The networking Tibetan diaspora

Since the internet first came to Dharamsala – capital of the Tibetan exile community in India – in the late 1990s, Tibetan exiles have forged an active online community, with Tibetan ‘netizens’ hailing from around the world. In a period of just over ten years, Tibetan exiles have created a heavily-used network of discussion boards, chat rooms, blogs and more. As a result, Tibetans in Australia stay informed on Tibetan government-in-exile politics, people from the same village in Tibet can reconnect in Taiwan, college students in South India can chat with counterparts in New York…. In essence, the Tibetan exile community online is a prime example of the growing phenomenon of what has been deemed the ‘digital diaspora’.

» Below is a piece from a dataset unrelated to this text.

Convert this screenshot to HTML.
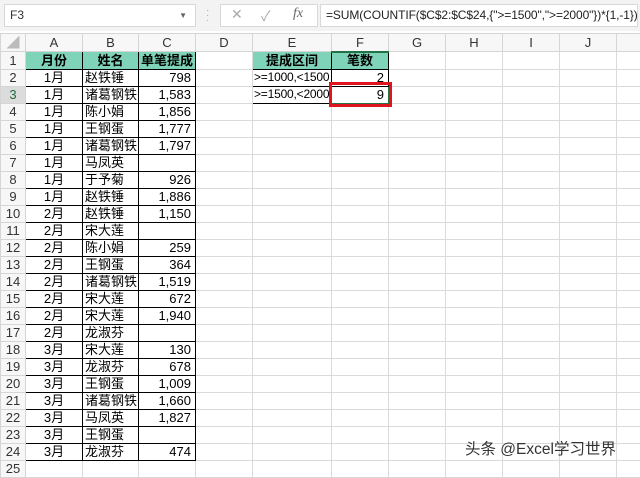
<!DOCTYPE html>
<html><head><meta charset="utf-8"><style>
body{margin:0;width:640px;height:469px;overflow:hidden;background:#fff;font-family:"Liberation Sans","Noto Sans CJK SC",sans-serif;position:relative}
.fb{position:absolute;top:0;left:0;width:640px;height:31px;background:#f3f3f3}
.nb{position:absolute;left:4px;top:4px;width:190px;height:21px;background:#fff;border:1px solid #d8d8d8;font-size:12px;line-height:21px;text-indent:5px;color:#333}
.ic{position:absolute;left:220px;top:4px;width:96px;height:21px;background:#fff;border:1px solid #d8d8d8;color:#aaa;font-size:14px}
.fx{position:absolute;left:320px;top:4px;width:316px;height:21px;background:#fff;border:1px solid #d8d8d8;font-size:12px;line-height:21px;text-indent:5px;color:#222;white-space:nowrap;overflow:hidden;letter-spacing:-0.1px}
table{position:absolute;top:33px;left:0;width:640px;border-collapse:collapse;table-layout:fixed}
td{border:1px solid #dadada;height:16px;padding:0;font-size:13px;line-height:15px;white-space:nowrap;overflow:hidden;color:#000;text-indent:2px}
tr{height:17px}
tr.h{height:18px}
tr.h td{background:#f7f7f7;text-align:center;color:#333;font-size:13px;border-color:#d5d5d5;text-indent:0}
td.r{background:#f7f7f7;text-align:center;color:#333;font-size:13px;text-indent:0;border-color:#d5d5d5}
td.s{background:#dcdcdc;color:#1e6b3e}
.g{background:#7ed3b8;font-weight:bold;text-align:center;border:1px solid #000!important;text-indent:0}
.b{border:1px solid #000!important}
.e{font-size:12px;text-indent:1px;letter-spacing:-0.2px}
.c{text-align:center;text-indent:0}.n{text-align:right;padding-right:4px}
.wm{position:absolute;left:465px;top:437px;font-size:15.5px;color:#333;white-space:nowrap}
.red{position:absolute;left:329px;top:82px;width:63px;height:25px;border:3px solid #e0141e;box-sizing:border-box}
</style></head><body>
<div class="fb"><div class="nb">F3<span style="position:absolute;right:8px;top:0;font-size:8px;color:#666">▼</span></div>
<div style="position:absolute;left:206px;top:8px;color:#aaa;font-size:10px;line-height:5px">·<br>·<br>·</div>
<div class="ic"><span style="position:absolute;left:10px;top:1px">✕</span><span style="position:absolute;left:40px;top:1px">✓</span><span style="position:absolute;left:72px;top:1px;font-family:'Liberation Serif';font-style:italic;color:#666">fx</span></div>
<div class="fx">=SUM(COUNTIF($C$2:$C$24,{"&gt;=1500","&gt;=2000"})*{1,-1})</div></div>
<table>
<colgroup><col style="width:25px"><col style="width:57px"><col style="width:56px"><col style="width:57px"><col style="width:57px"><col style="width:79px"><col style="width:57px"><col style="width:57px"><col style="width:57px"><col style="width:57px"><col style="width:57px"><col style="width:24px"></colgroup>
<tr class="h"><td style="color:#bbb">◢</td><td>A</td><td>B</td><td>C</td><td>D</td><td>E</td><td class="s" style="border-bottom:2px solid #217346">F</td><td>G</td><td>H</td><td>I</td><td>J</td><td></td></tr>
<tr><td class="r">1</td><td class="g">月份</td><td class="g">姓名</td><td class="g">单笔提成</td><td></td><td class="g">提成区间</td><td class="g">笔数</td><td></td><td></td><td></td><td></td><td></td></tr>
<tr><td class="r">2</td><td class="b c">1月</td><td class="b">赵铁锤</td><td class="b n">798</td><td></td><td class="b e">&gt;=1000,&lt;1500</td><td class="b n">2</td><td></td><td></td><td></td><td></td><td></td></tr>
<tr><td class="r s">3</td><td class="b c">1月</td><td class="b">诸葛钢铁</td><td class="b n">1,583</td><td></td><td class="b e">&gt;=1500,&lt;2000</td><td class="b n" style="border-color:#217346!important">9</td><td></td><td></td><td></td><td></td><td></td></tr>
<tr><td class="r">4</td><td class="b c">1月</td><td class="b">陈小娟</td><td class="b n">1,856</td><td></td><td></td><td></td><td></td><td></td><td></td><td></td><td></td></tr>
<tr><td class="r">5</td><td class="b c">1月</td><td class="b">王钢蛋</td><td class="b n">1,777</td><td></td><td></td><td></td><td></td><td></td><td></td><td></td><td></td></tr>
<tr><td class="r">6</td><td class="b c">1月</td><td class="b">诸葛钢铁</td><td class="b n">1,797</td><td></td><td></td><td></td><td></td><td></td><td></td><td></td><td></td></tr>
<tr><td class="r">7</td><td class="b c">1月</td><td class="b">马凤英</td><td class="b n"></td><td></td><td></td><td></td><td></td><td></td><td></td><td></td><td></td></tr>
<tr><td class="r">8</td><td class="b c">1月</td><td class="b">于予菊</td><td class="b n">926</td><td></td><td></td><td></td><td></td><td></td><td></td><td></td><td></td></tr>
<tr><td class="r">9</td><td class="b c">1月</td><td class="b">赵铁锤</td><td class="b n">1,886</td><td></td><td></td><td></td><td></td><td></td><td></td><td></td><td></td></tr>
<tr><td class="r">10</td><td class="b c">2月</td><td class="b">赵铁锤</td><td class="b n">1,150</td><td></td><td></td><td></td><td></td><td></td><td></td><td></td><td></td></tr>
<tr><td class="r">11</td><td class="b c">2月</td><td class="b">宋大莲</td><td class="b n"></td><td></td><td></td><td></td><td></td><td></td><td></td><td></td><td></td></tr>
<tr><td class="r">12</td><td class="b c">2月</td><td class="b">陈小娟</td><td class="b n">259</td><td></td><td></td><td></td><td></td><td></td><td></td><td></td><td></td></tr>
<tr><td class="r">13</td><td class="b c">2月</td><td class="b">王钢蛋</td><td class="b n">364</td><td></td><td></td><td></td><td></td><td></td><td></td><td></td><td></td></tr>
<tr><td class="r">14</td><td class="b c">2月</td><td class="b">诸葛钢铁</td><td class="b n">1,519</td><td></td><td></td><td></td><td></td><td></td><td></td><td></td><td></td></tr>
<tr><td class="r">15</td><td class="b c">2月</td><td class="b">宋大莲</td><td class="b n">672</td><td></td><td></td><td></td><td></td><td></td><td></td><td></td><td></td></tr>
<tr><td class="r">16</td><td class="b c">2月</td><td class="b">宋大莲</td><td class="b n">1,940</td><td></td><td></td><td></td><td></td><td></td><td></td><td></td><td></td></tr>
<tr><td class="r">17</td><td class="b c">2月</td><td class="b">龙淑芬</td><td class="b n"></td><td></td><td></td><td></td><td></td><td></td><td></td><td></td><td></td></tr>
<tr><td class="r">18</td><td class="b c">3月</td><td class="b">宋大莲</td><td class="b n">130</td><td></td><td></td><td></td><td></td><td></td><td></td><td></td><td></td></tr>
<tr><td class="r">19</td><td class="b c">3月</td><td class="b">龙淑芬</td><td class="b n">678</td><td></td><td></td><td></td><td></td><td></td><td></td><td></td><td></td></tr>
<tr><td class="r">20</td><td class="b c">3月</td><td class="b">王钢蛋</td><td class="b n">1,009</td><td></td><td></td><td></td><td></td><td></td><td></td><td></td><td></td></tr>
<tr><td class="r">21</td><td class="b c">3月</td><td class="b">诸葛钢铁</td><td class="b n">1,660</td><td></td><td></td><td></td><td></td><td></td><td></td><td></td><td></td></tr>
<tr><td class="r">22</td><td class="b c">3月</td><td class="b">马凤英</td><td class="b n">1,827</td><td></td><td></td><td></td><td></td><td></td><td></td><td></td><td></td></tr>
<tr><td class="r">23</td><td class="b c">3月</td><td class="b">王钢蛋</td><td class="b n"></td><td></td><td></td><td></td><td></td><td></td><td></td><td></td><td></td></tr>
<tr><td class="r">24</td><td class="b c">3月</td><td class="b">龙淑芬</td><td class="b n">474</td><td></td><td></td><td></td><td></td><td></td><td></td><td></td><td></td></tr>
<tr><td class="r">25</td><td></td><td></td><td></td><td></td><td></td><td></td><td></td><td></td><td></td><td></td><td></td></tr>
</table>
<div class="red"></div>
<div class="wm">头条 @Excel学习世界</div>
</body></html>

The internet has become increasingly important in the lives of many refugees but not all diasporic networks are as well established as the Tibetans’. In many ways, the Tibetan exile digital network is both a result and an illustration of what the 150,000 Tibetan exiles have achieved in the ‘real world’: the maintenance of a collective community, even after fifty years of exile.

The exile community has limited contact with the six million Tibetans in Tibet, who are largely cut off from the activities of the exiled government. However, in recent years, digital technology has allowed for increased connection between the two groups. In 2008, when protests erupted all over Tibet in response to the Beijing Summer Olympics, Tibetan exile activists and journalists relied on mobile phones and the internet for information that was then distributed throughout the exile community, and the world; in periods of calm, Tibetan exiles stay connected to their families and friends via Skype and other technologies.  Security risks for Tibetans in Tibet itself remain high, however, and communication is still limited.